Dion Chrysostome, ort. iv. de reg. parle vraissemblablement de la même fête qu’il appelle la fête des sacs : « Ne vous souvenez-vous pas, dit-il, de la fête des sacs que les Perses célebrent, & dans laquelle ils prennent un homme condamné à mort, le mettent sur le trône du roi, & après lui avoir fait goûter toutes sortes de plaisirs, le dépouillent de ses habits royaux, lui font donner le fouet, & le pendent ».

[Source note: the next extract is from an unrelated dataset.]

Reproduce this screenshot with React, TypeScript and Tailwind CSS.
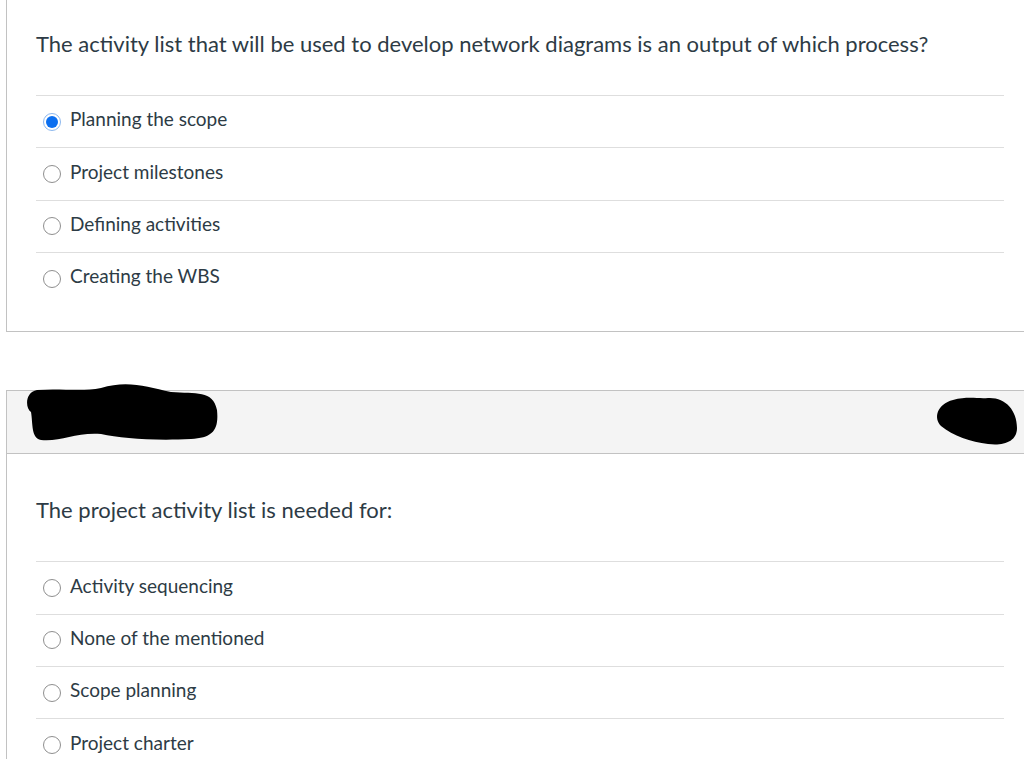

Mais Strabon est celui de tous les anciens qui paroit nous ramener à la véritable origine de cette fête, & nous apprendre en même tems à quelle divinité elle étoit consacrée ; or comme il devoit être très-instruit des coutumes & de la religion des peuples qui célébroient cette solemnité, étant né en Cappadoce ; je vais rapporter ce qu’il en dit. « Parmi les Scythes qui occupoient les environs de la mer Caspienne, il y en avoit que l’on nommoit Sakéa ou Saques ; ces Saques faisoient des courses dans la Perse, & pénétroient quelquefois si avant dans le pays, qu’ils allerent jusques dans la Bactriane & dans l’Arménie, & se rendirent maîtres d’une partie de cette province, qu’ils appellerent de leur nom Sakasene, d’où ensuite ils s’avancerent dans la Cappadoce, qui confine le Pont-Euxin. Un jour qu’ils célébroient une fête, le roi de Perse les ayant attaqués, les défit à plate couture. Pour éterniser la mémoire de cette victoire, les Perses éleverent un monceau de terre sur une pierre, dont ils formerent une petite montagne, qu’ils environnerent de murailles, & bâtirent dans l’enceinte un temple, qu’ils consacrerent à la déesse Anaïtis, & aux dieux Amanus & Anaudratus, qui sont les génies des Perses, & établirent en leur honneur une fête appellée saka, qui se célebre encore par ceux qui habitent le pays de Zéla, car c’est ainsi qu’ils nomment ce lieu ». (D. J.)